Data:
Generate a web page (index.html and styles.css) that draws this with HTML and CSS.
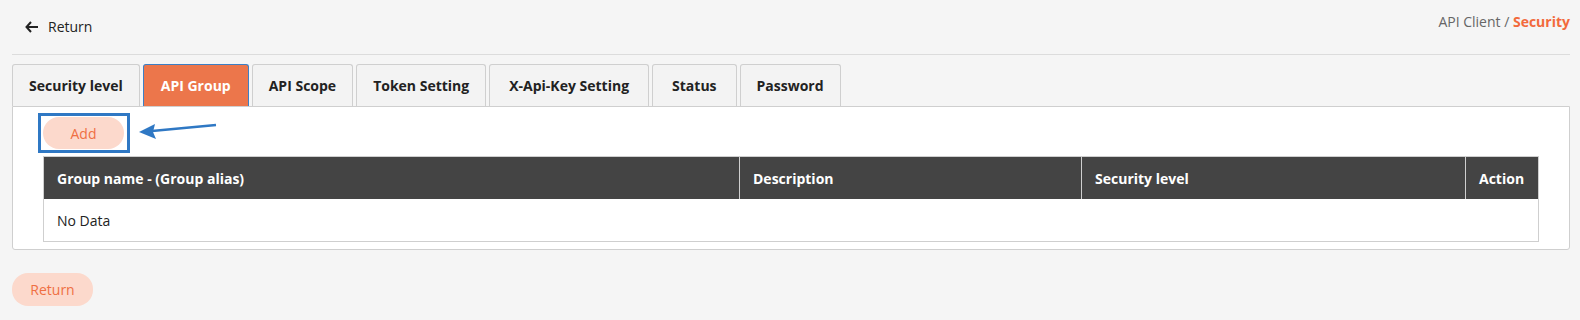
FILE: index.html
```html
<!DOCTYPE html>
<html lang="en">
<head>
  <meta charset="UTF-8">
  <meta name="viewport" content="width=device-width, initial-scale=1.0">
  <title>API Client Security</title>
  <link rel="stylesheet" href="styles.css">
</head>
<body>
  <header class="topbar">
    <a class="back" href="#">
      <svg width="14" height="12" viewBox="0 0 14 12"><path d="M6 1 1.5 6 6 11M1.5 6H13" fill="none" stroke="#222" stroke-width="2"/></svg>
      Return
    </a>
    <div class="crumbs">API Client / <b>Security</b></div>
  </header>

  <nav class="tabs">
    <div class="tab">Security level</div>
    <div class="tab active">API Group</div>
    <div class="tab">API Scope</div>
    <div class="tab">Token Setting</div>
    <div class="tab wide">X-Api-Key Setting</div>
    <div class="tab wide">Status</div>
    <div class="tab">Password</div>
  </nav>

  <section class="panel">
    <div class="toolbar">
      <div class="focus"><button class="pill">Add</button></div>
      <svg class="arrow" width="82" height="20" viewBox="0 0 82 20">
        <path d="M14 12 L78 6" stroke="#2f78c4" stroke-width="2.5" fill="none"/>
        <path d="M1 13 L17 5 L15 13 L18 20 Z" fill="#2f78c4"/>
      </svg>
    </div>
    <table class="grid">
      <thead>
        <tr>
          <th class="c1">Group name - (Group alias)</th>
          <th class="c2">Description</th>
          <th class="c3">Security level</th>
          <th class="c4">Action</th>
        </tr>
      </thead>
      <tbody>
        <tr><td colspan="4">No Data</td></tr>
      </tbody>
    </table>
  </section>

  <button class="pill bottom">Return</button>
</body>
</html>
```

FILE: styles.css
```css
html, body {
  margin: 0;
  padding: 0;
  background: #f5f5f5;
  font-family: "Open Sans", "Liberation Sans", sans-serif;
  font-size: 14px;
  color: #333;
}
body {
  padding: 0 10px 0 12px;
}
.topbar {
  display: flex;
  justify-content: space-between;
  align-items: flex-start;
  height: 55px;
  border-bottom: 1px solid #dcdcdc;
  box-sizing: border-box;
}
.back {
  display: flex;
  align-items: center;
  gap: 9px;
  margin: 17px 0 0 13px;
  color: #222;
  text-decoration: none;
  font-size: 14px;
}
.crumbs {
  margin-top: 12px;
  color: #666;
  font-size: 14px;
}
.crumbs b {
  color: #f26a3c;
}
.tabs {
  display: flex;
  gap: 3px;
  margin-top: 9px;
}
.tab {
  height: 42px;
  box-sizing: border-box;
  padding: 0 16px;
  display: flex;
  align-items: center;
  border: 1px solid #cfcfcf;
  border-bottom: none;
  border-radius: 3px 3px 0 0;
  background: #f3f3f3;
  font-weight: 700;
  color: #222;
}
.tab.wide {
  padding: 0 19px;
}
.tab.active {
  background: #ec764b;
  color: #fff;
  border-color: #3d7fc4;
  padding: 0 17px;
}
.panel {
  background: #fff;
  border: 1px solid #cfcfcf;
  border-radius: 0 0 3px 3px;
  padding: 6px 30px 7px 30px;
}
.toolbar {
  display: flex;
  align-items: center;
  gap: 8px;
  margin-left: -5px;
}
.focus {
  border: 3px solid #2f78c4;
  padding: 1px 0 0 2px;
  width: 84px;
  height: 33px;
}
.pill {
  border: none;
  border-radius: 16px;
  background: #fcd9cc;
  color: #ef6f43;
  font-family: inherit;
  font-size: 14px;
  width: 81px;
  height: 32px;
}
.arrow {
  margin-top: -8px;
}
.grid {
  width: 100%;
  border-collapse: collapse;
  margin-top: 3px;
  border: 1px solid #cfcfcf;
}
.grid th {
  background: #444;
  color: #fff;
  text-align: left;
  font-weight: 700;
  height: 42px;
  padding: 0 13px;
  border-left: 1px solid #cfcfcf;
}
.grid th:first-child {
  border-left: none;
}
.c1 { width: 669px; }
.c2 { width: 315px; }
.c3 { width: 357px; }
.grid td {
  height: 42px;
  padding: 0 13px;
  color: #222;
}
.bottom {
  margin-top: 23px;
  width: 81px;
  height: 33px;
}
```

The request: Write out the listing word for word, omitting the pictures it holds.

Worked answer:
Generate a web page (index.html and styles.css) that draws this with HTML and CSS.
FILE: index.html
```html
<!DOCTYPE html>
<html lang="en">
<head>
  <meta charset="UTF-8">
  <meta name="viewport" content="width=device-width, initial-scale=1.0">
  <title>API Client Security</title>
  <link rel="stylesheet" href="styles.css">
</head>
<body>
  <header class="topbar">
    <a class="back" href="#">
      <svg width="14" height="12" viewBox="0 0 14 12"><path d="M6 1 1.5 6 6 11M1.5 6H13" fill="none" stroke="#222" stroke-width="2"/></svg>
      Return
    </a>
    <div class="crumbs">API Client / <b>Security</b></div>
  </header>

  <nav class="tabs">
    <div class="tab">Security level</div>
    <div class="tab active">API Group</div>
    <div class="tab">API Scope</div>
    <div class="tab">Token Setting</div>
    <div class="tab wide">X-Api-Key Setting</div>
    <div class="tab wide">Status</div>
    <div class="tab">Password</div>
  </nav>

  <section class="panel">
    <div class="toolbar">
      <div class="focus"><button class="pill">Add</button></div>
      <svg class="arrow" width="82" height="20" viewBox="0 0 82 20">
        <path d="M14 12 L78 6" stroke="#2f78c4" stroke-width="2.5" fill="none"/>
        <path d="M1 13 L17 5 L15 13 L18 20 Z" fill="#2f78c4"/>
      </svg>
    </div>
    <table class="grid">
      <thead>
        <tr>
          <th class="c1">Group name - (Group alias)</th>
          <th class="c2">Description</th>
          <th class="c3">Security level</th>
          <th class="c4">Action</th>
        </tr>
      </thead>
      <tbody>
        <tr><td colspan="4">No Data</td></tr>
      </tbody>
    </table>
  </section>

  <button class="pill bottom">Return</button>
</body>
</html>
```

FILE: styles.css
```css
html, body {
  margin: 0;
  padding: 0;
  background: #f5f5f5;
  font-family: "Open Sans", "Liberation Sans", sans-serif;
  font-size: 14px;
  color: #333;
}
body {
  padding: 0 10px 0 12px;
}
.topbar {
  display: flex;
  justify-content: space-between;
  align-items: flex-start;
  height: 55px;
  border-bottom: 1px solid #dcdcdc;
  box-sizing: border-box;
}
.back {
  display: flex;
  align-items: center;
  gap: 9px;
  margin: 17px 0 0 13px;
  color: #222;
  text-decoration: none;
  font-size: 14px;
}
.crumbs {
  margin-top: 12px;
  color: #666;
  font-size: 14px;
}
.crumbs b {
  color: #f26a3c;
}
.tabs {
  display: flex;
  gap: 3px;
  margin-top: 9px;
}
.tab {
  height: 42px;
  box-sizing: border-box;
  padding: 0 16px;
  display: flex;
  align-items: center;
  border: 1px solid #cfcfcf;
  border-bottom: none;
  border-radius: 3px 3px 0 0;
  background: #f3f3f3;
  font-weight: 700;
  color: #222;
}
.tab.wide {
  padding: 0 19px;
}
.tab.active {
  background: #ec764b;
  color: #fff;
  border-color: #3d7fc4;
  padding: 0 17px;
}
.panel {
  background: #fff;
  border: 1px solid #cfcfcf;
  border-radius: 0 0 3px 3px;
  padding: 6px 30px 7px 30px;
}
.toolbar {
  display: flex;
  align-items: center;
  gap: 8px;
  margin-left: -5px;
}
.focus {
  border: 3px solid #2f78c4;
  padding: 1px 0 0 2px;
  width: 84px;
  height: 33px;
}
.pill {
  border: none;
  border-radius: 16px;
  background: #fcd9cc;
  color: #ef6f43;
  font-family: inherit;
  font-size: 14px;
  width: 81px;
  height: 32px;
}
.arrow {
  margin-top: -8px;
}
.grid {
  width: 100%;
  border-collapse: collapse;
  margin-top: 3px;
  border: 1px solid #cfcfcf;
}
.grid th {
  background: #444;
  color: #fff;
  text-align: left;
  font-weight: 700;
  height: 42px;
  padding: 0 13px;
  border-left: 1px solid #cfcfcf;
}
.grid th:first-child {
  border-left: none;
}
.c1 { width: 669px; }
.c2 { width: 315px; }
.c3 { width: 357px; }
.grid td {
  height: 42px;
  padding: 0 13px;
  color: #222;
}
.bottom {
  margin-top: 23px;
  width: 81px;
  height: 33px;
}
```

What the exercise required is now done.